» **Task to complete**
Everything from the line containing "Generate a component" through the line containing "analysis mentions risk.';" must be written out exactly, and nothing more; leave any pictures out.

» **The data**
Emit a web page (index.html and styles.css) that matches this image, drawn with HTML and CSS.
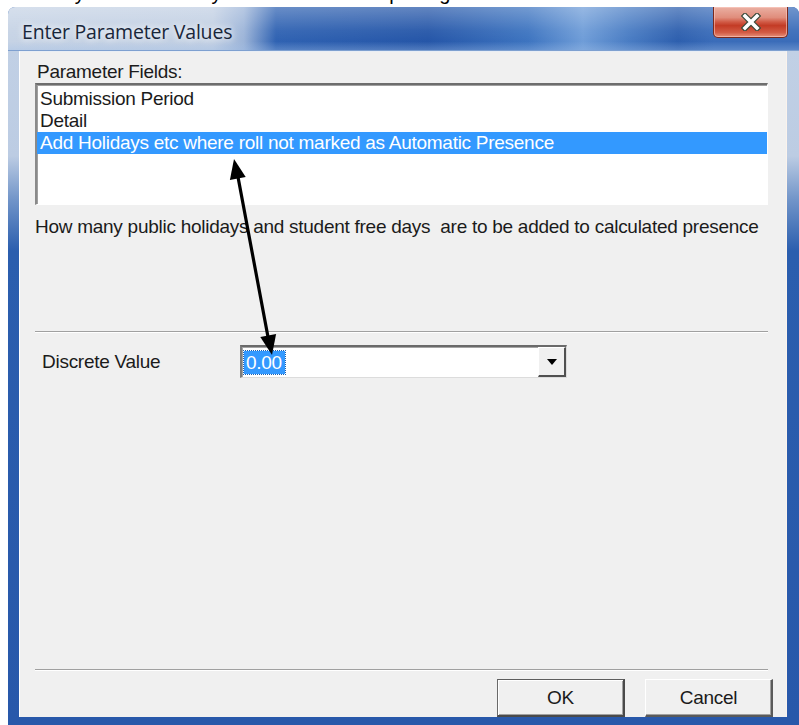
FILE: index.html
```html
<!DOCTYPE html>
<html lang="en">
<head>
<meta charset="utf-8">
<title>Enter Parameter Values</title>
<link rel="stylesheet" href="styles.css">
</head>
<body>
  <div class="page-heading"><span>Holidays and Free Days in Attendance Reporting</span></div>

  <div class="window">
    <div class="titlebar">
      <span class="title">Enter Parameter Values</span>
      <button class="close" type="button" aria-label="Close">
        <svg width="20" height="18" viewBox="0 0 20 18">
          <path d="M4 3 L16 15 M16 3 L4 15" stroke="#3b4a3a" stroke-width="6" stroke-linecap="square" fill="none"/>
          <path d="M4 3 L16 15 M16 3 L4 15" stroke="#ffffff" stroke-width="3.6" stroke-linecap="square" fill="none"/>
        </svg>
      </button>
    </div>

    <div class="frame">
      <div class="client">
        <div class="field-label">Parameter Fields:</div>
        <ul class="listbox">
          <li>Submission Period</li>
          <li>Detail</li>
          <li class="selected">Add Holidays etc where roll not marked as Automatic Presence</li>
        </ul>
        <p class="description">How many public holidays and student free days&nbsp; are to be added to calculated presence</p>
        <div class="separator"></div>

        <div class="value-row">
          <span class="value-label">Discrete Value</span>
          <div class="combo">
            <span class="combo-text"><span class="combo-selection">0.00</span></span>
            <span class="combo-drop">
              <svg width="10" height="6" viewBox="0 0 10 6"><path d="M0 0 H10 L5 6 Z" fill="#000"/></svg>
            </span>
          </div>
        </div>

        <div class="spacer"></div>
        <div class="separator"></div>

        <div class="buttons">
          <button class="btn btn-default" type="button">OK</button>
          <button class="btn" type="button">Cancel</button>
        </div>
      </div>
    </div>
  </div>

  <!-- hand-drawn double-headed pointer linking the selected field to its value -->
  <svg class="pointer" width="799" height="725" viewBox="0 0 799 725">
    <line x1="237.8" y1="176" x2="268.2" y2="338" stroke="#000" stroke-width="3.2"/>
    <polygon points="234,159 245.7,177.1 229.9,180.1" fill="#000"/>
    <polygon points="272,355 276.1,333.9 260.3,336.9" fill="#000"/>
  </svg>
</body>
</html>
```

FILE: styles.css
```css
* {
  box-sizing: border-box;
}

html, body {
  margin: 0;
  padding: 0;
  background: #ffffff;
}

body {
  width: 799px;
  height: 725px;
  overflow: hidden;
  position: relative;
  font-family: "Liberation Sans", Arial, sans-serif;
  font-size: 19px;
  line-height: 22px;
  letter-spacing: -0.27px;
  color: #1b1b1b;
}

/* heading of the surrounding document, mostly scrolled out of view */
.page-heading {
  height: 7px;
  overflow: hidden;
  padding-left: 18px;
  font-size: 20px;
  line-height: 20px;
  letter-spacing: 0;
  white-space: nowrap;
  color: #000;
}

.page-heading span {
  display: block;
  margin-top: -17px;
}

/* ---------- window chrome ---------- */
.window {
  margin-left: 8px;
  width: 791px;
  border-radius: 7px 7px 0 0;
  overflow: hidden;
  background: #2a5cad;
}

.titlebar {
  height: 44px;
  display: flex;
  justify-content: space-between;
  align-items: flex-start;
  background:
    linear-gradient(to bottom, rgba(255,255,255,0.28) 0, rgba(255,255,255,0.05) 55%, rgba(255,255,255,0) 80%, rgba(160,190,230,0.35) 100%),
    linear-gradient(to right, #c6d3e5 0, #c1cfe3 205px, #9cb4d8 236px, #2f62b2 268px, #2556a8 420px, #3d74c0 520px, #6f9dd8 575px, #4a7dc4 620px, #2d5fae 670px, #3a6cb9 705px);
  border-bottom: 1px solid #7ea0d0;
}

.title {
  padding: 13px 0 0 14px;
  font-family: "Open Sans", "Noto Sans", sans-serif;
  font-size: 19.5px;
  line-height: 24px;
  font-weight: 500;
  letter-spacing: -0.2px;
  color: #18263a;
  text-shadow: 0 0 6px rgba(255,255,255,0.9), 0 0 10px rgba(255,255,255,0.7);
}

.close {
  width: 75px;
  height: 31px;
  margin-right: 11px;
  padding: 0;
  border: 1px solid #7a2a1e;
  border-top: none;
  border-radius: 0 0 5px 5px;
  background: linear-gradient(to bottom, #eab0a3 0, #e08d7c 35%, #d05a45 50%, #c33b25 62%, #d35c45 85%, #e7907a 100%);
  box-shadow: inset 0 0 0 1px rgba(255,210,200,0.55);
  display: flex;
  align-items: center;
  justify-content: center;
}

.frame {
  padding: 0 12px 8px 11px;
  background: linear-gradient(to bottom, #c1d0e5 0, #bccce3 105px, #6f93c8 150px, #2b5eae 200px, #2858aa 100%);
}

/* ---------- dialog client area ---------- */
.client {
  height: 666px;
  display: flex;
  flex-direction: column;
  padding: 9px 18px 0 15px;
  background: #f0f0f0;
  border-top: 1px solid #e9eef5;
  border-left: 1px solid #ffffff;
  border-right: 1px solid #fbf3ec;
}

.field-label {
  padding-left: 2px;
}

.listbox {
  margin: 0;
  height: 122px;
  padding: 3px 0 0 0;
  list-style: none;
  background: #ffffff;
  border-style: solid;
  border-width: 2px 1px 1px 2px;
  border-color: #6d6d6d #ffffff #ffffff #8a8a8a;
  box-shadow: inset 1px 1px 0 #a0a0a0;
}

.listbox li {
  height: 22px;
  padding-left: 3px;
  white-space: nowrap;
}

.listbox li.selected {
  background: #3399ff;
  color: #ffffff;
}

.description {
  margin: 11px 0 0 0;
  white-space: nowrap;
}

.separator {
  height: 2px;
  border-top: 1px solid #a0a0a0;
  border-bottom: 1px solid #ffffff;
}

.description + .separator {
  margin-top: 93px;
}

.value-row {
  margin-top: 12px;
  padding-left: 7px;
  display: grid;
  grid-template-columns: 198px 327px;
  align-items: center;
}

.combo {
  height: 33px;
  display: flex;
  background: #ffffff;
  border-style: solid;
  border-width: 2px 1px 1px 2px;
  border-color: #6a6a6a #dcdcdc #dcdcdc #7c7c7c;
  box-shadow: inset 1px 1px 0 #a5a5a5;
}

.combo-text {
  flex: 1;
  display: flex;
  align-items: center;
  padding-left: 2px;
}

.combo-selection {
  display: inline-block;
  height: 23px;
  padding: 0 3px 0 2px;
  background: #3399ff;
  color: #ffffff;
  outline: 1px dotted #1a5fb0;
  line-height: 23px;
}

.combo-drop {
  width: 28px;
  display: flex;
  align-items: center;
  justify-content: center;
  background: #f0f0f0;
  border-style: solid;
  border-width: 1px 2px 2px 1px;
  border-color: #ffffff #505050 #505050 #ffffff;
}

.spacer {
  flex: 1;
}

.buttons {
  margin: 8px -5px 0 0;
  display: flex;
  justify-content: flex-end;
  gap: 20px;
}

.btn {
  width: 128px;
  height: 38px;
  padding: 0;
  font: inherit;
  letter-spacing: inherit;
  color: #1b1b1b;
  background: #f0f0f0;
  border-style: solid;
  border-width: 1px 2px 2px 1px;
  border-color: #ffffff #5a5a5a #5a5a5a #ffffff;
  box-shadow: inset -1px -1px 0 #a0a0a0;
}

.btn-default {
  border-color: #5e5e5e #4a4a4a #4a4a4a #6a6a6a;
  box-shadow: inset 1px 1px 0 #ffffff, inset -1px -1px 0 #a0a0a0;
}

/* ---------- annotation overlay ---------- */
.pointer {
  position: absolute;
  left: 0;
  top: 0;
  pointer-events: none;
}
```
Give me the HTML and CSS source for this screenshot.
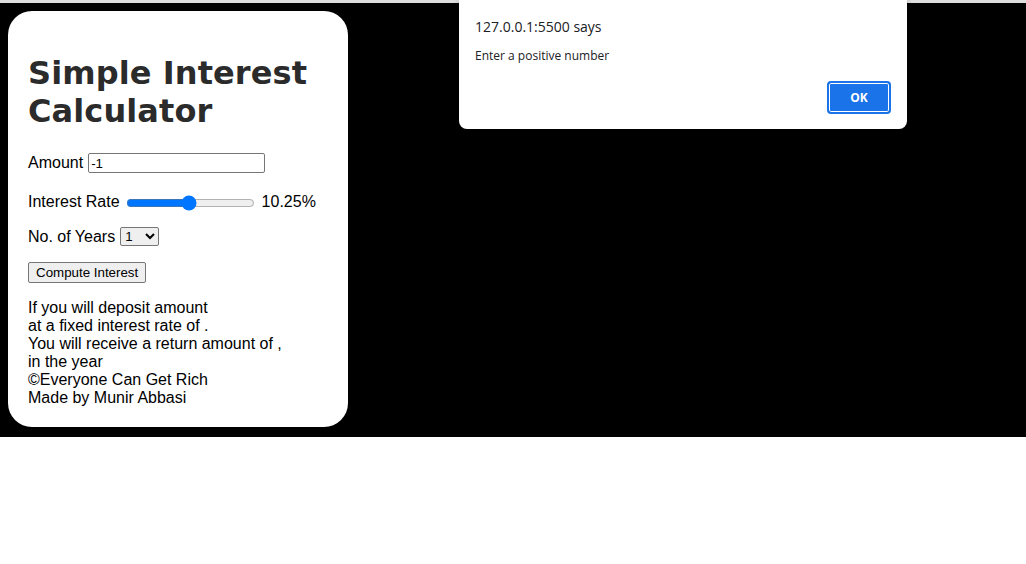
FILE: index.html
```html
<!DOCTYPE html>
<html>
<head>
<meta charset="utf-8">
<link rel="stylesheet" href="styles.css">
</head>
<body>
<div class="topline"></div>
<main class="stage">
  <section class="card">
    <h1 class="title">Simple Interest Calculator</h1>
    <div class="row row-amount">Amount <input class="amount" type="text" value="-1"></div>
    <div class="row row-rate">Interest Rate <input class="rate" type="range" min="1" max="20" step="0.25" value="10.25"> <span class="rate-val">10.25%</span></div>
    <div class="row row-years">No. of Years <select class="years"><option>1</option><option>2</option></select></div>
    <div class="row row-btn"><button class="compute">Compute Interest</button></div>
    <div class="result">
      If you will deposit amount<br>
      at a fixed interest rate of .<br>
      You will receive a return amount of ,<br>
      in the year<br>
      ©Everyone Can Get Rich<br>
      Made by Munir Abbasi
    </div>
  </section>
</main>
<div class="dialog">
  <div class="dlg-title">127.0.0.1:5500 says</div>
  <div class="dlg-msg">Enter a positive number</div>
  <div class="dlg-actions"><button class="dlg-ok">OK</button></div>
</div>
</body>
</html>
```
FILE: styles.css
```css
html, body {
  margin: 0;
  padding: 0;
  background: #ffffff;
}
body {
  font-family: "Liberation Sans", Arial, sans-serif;
  font-size: 16px;
  width: 1026px;
  height: 564px;
  overflow: hidden;
  position: relative;
}
.topline {
  height: 3px;
  background: #dedede;
}
.stage {
  background: #000000;
  padding: 8px;
  height: 418px;
}
.card {
  background: #ffffff;
  width: 300px;
  height: 376px;
  padding: 20px;
  border-radius: 24px;
}
.title {
  font-family: "DejaVu Sans", Verdana, sans-serif;
  font-weight: bold;
  font-size: 32px;
  color: #2b2b2b;
  margin: 23px 0 23px 0;
  line-height: 38px;
  letter-spacing: 0.1px;
}
.row {
  display: flex;
  align-items: center;
  gap: 5px;
  color: #000;
}
.row-amount { margin-top: 0; }
.row-rate { margin-top: 20px; }
.row-years { margin-top: 16px; }
.row-btn { margin-top: 16px; }
.amount {
  width: 171px;
  height: 16px;
  padding: 1px 2px;
  border: 1px solid #767676;
  border-radius: 2px;
  font-family: "Liberation Sans", Arial, sans-serif;
  font-size: 13.33px;
  margin: 0;
}
.rate {
  width: 129px;
  margin: 2px 2px 0 1px;
  accent-color: #0075ff;
}
.years {
  font-family: "Liberation Sans", Arial, sans-serif;
  font-size: 13.33px;
  width: 39px;
  height: 19px;
  border: 1px solid #767676;
  border-radius: 2px;
  margin: 0;
}
.compute {
  font-family: "Liberation Sans", Arial, sans-serif;
  font-size: 13.33px;
  padding: 1px 7px;
  height: 21px;
  border: 1px solid #767676;
  border-radius: 2px;
  background: #efefef;
  margin: 0;
}
.result {
  margin-top: 16px;
  line-height: 18px;
  color: #000;
}
.dialog {
  position: absolute;
  left: 459px;
  top: 0;
  width: 448px;
  height: 129px;
  background: #ffffff;
  border-radius: 0 0 8px 8px;
  box-shadow: 0 2px 6px rgba(0,0,0,0.35);
  box-sizing: border-box;
  padding: 17px 16px 0 16px;
  font-family: "Open Sans", "Noto Sans", sans-serif;
  color: #202124;
}
.dlg-title {
  font-size: 14px;
  line-height: 20px;
}
.dlg-msg {
  font-size: 12px;
  line-height: 16px;
  margin-top: 11px;
}
.dlg-actions {
  display: flex;
  justify-content: flex-end;
  margin-top: 17px;
}
.dlg-ok {
  width: 64px;
  height: 33px;
  background: #1a73e8;
  color: #ffffff;
  border: 2px solid #1a73e8;
  box-shadow: inset 0 0 0 1px #ffffff;
  border-radius: 4px;
  font-family: "Open Sans", "Noto Sans", sans-serif;
  font-weight: bold;
  font-size: 12px;
  margin: 0;
}
```
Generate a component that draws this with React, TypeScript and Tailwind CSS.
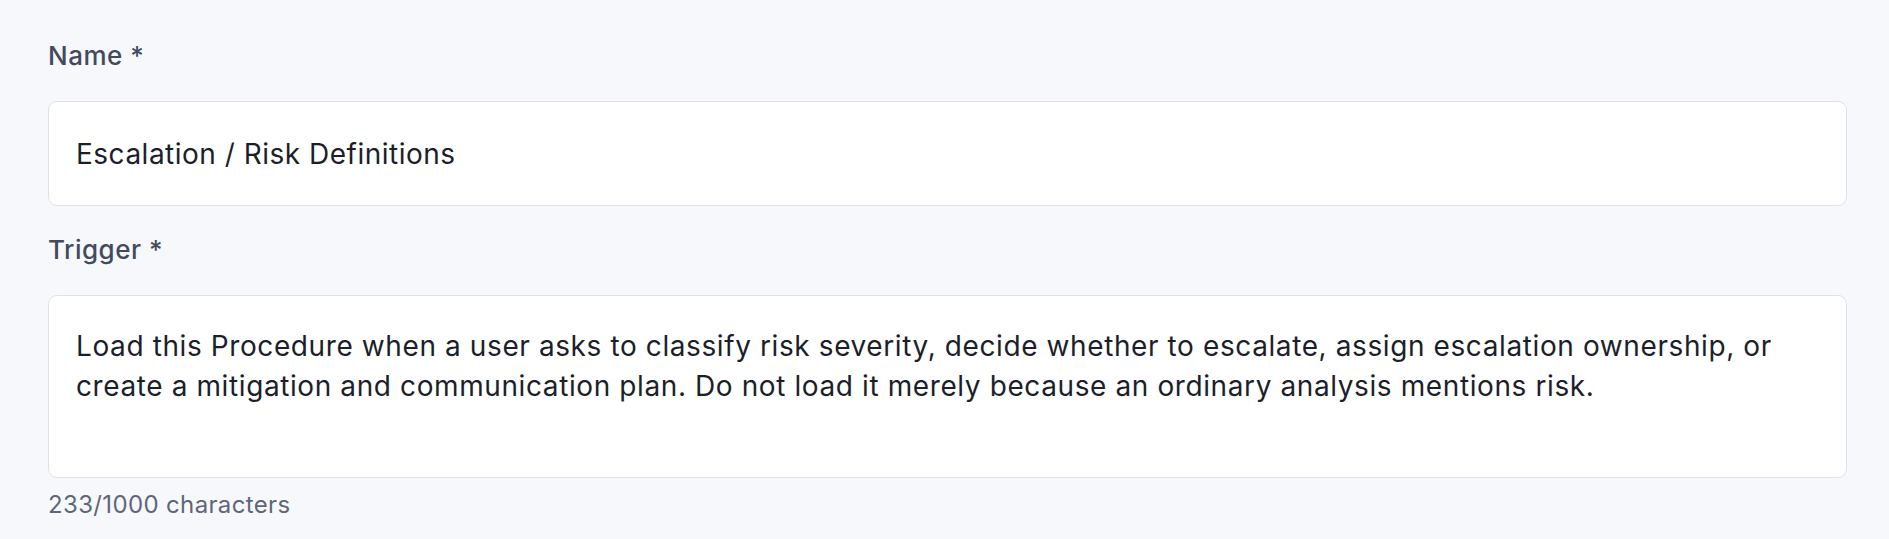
import React from 'react';

const TRIGGER =
  'Load this Procedure when a user asks to classify risk severity, decide whether to escalate, assign escalation ownership, or create a mitigation and communication plan. Do not load it merely because an ordinary analysis mentions risk.';

export default function App() {
  return (
    <div className="min-h-[539px] w-full bg-[#f7f8fc] pl-[48px] pr-[42px] pt-[38px] font-['Inter',sans-serif]">
      <label className="block text-[26px] leading-[36px] font-medium tracking-[0.5px] text-[#424a5e]">Name *</label>
      <div className="mt-[27px] flex h-[105px] items-center rounded-[9px] border border-[#dfe1ea] bg-white px-[27px] pt-[1px]">
        <span className="text-[28px] leading-[40px] tracking-[0.5px] text-[#1c1f2b]">Escalation / Risk Definitions</span>
      </div>

      <label className="mt-[26px] block text-[26px] leading-[36px] font-medium tracking-[0.5px] text-[#424a5e]">Trigger *</label>
      <div className="mt-[27px] h-[183px] rounded-[9px] border border-[#dfe1ea] bg-white px-[27px] pt-[30px]">
        <p className="text-[28px] leading-[40px] tracking-[0.6px] text-[#1c1f2b]">{TRIGGER}</p>
      </div>
      <p className="mt-[11px] text-[24px] leading-[32px] tracking-[0.35px] text-[#5f6679]">{TRIGGER.length}/1000 characters</p>
    </div>
  );
}
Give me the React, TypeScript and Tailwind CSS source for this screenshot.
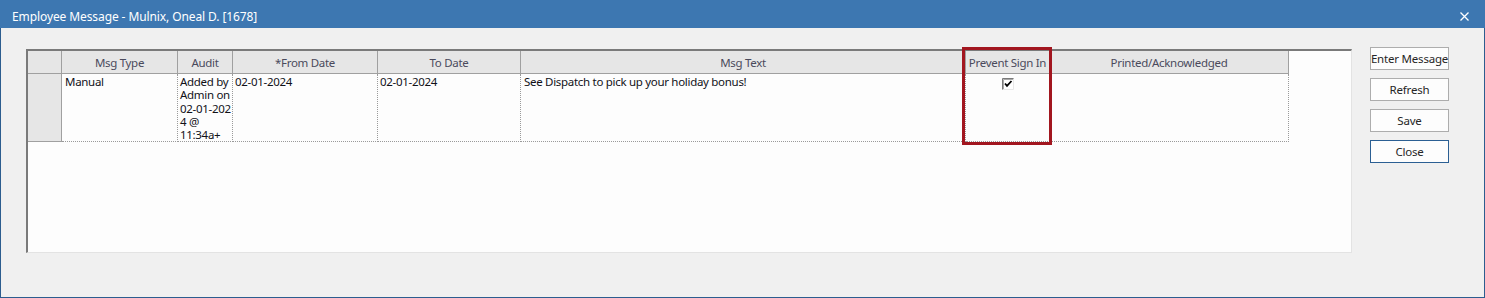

» **Expected answer**
Generate a component that draws this with React, TypeScript and Tailwind CSS.
import React from 'react';

const TRIGGER =
  'Load this Procedure when a user asks to classify risk severity, decide whether to escalate, assign escalation ownership, or create a mitigation and communication plan. Do not load it merely because an ordinary analysis mentions risk.';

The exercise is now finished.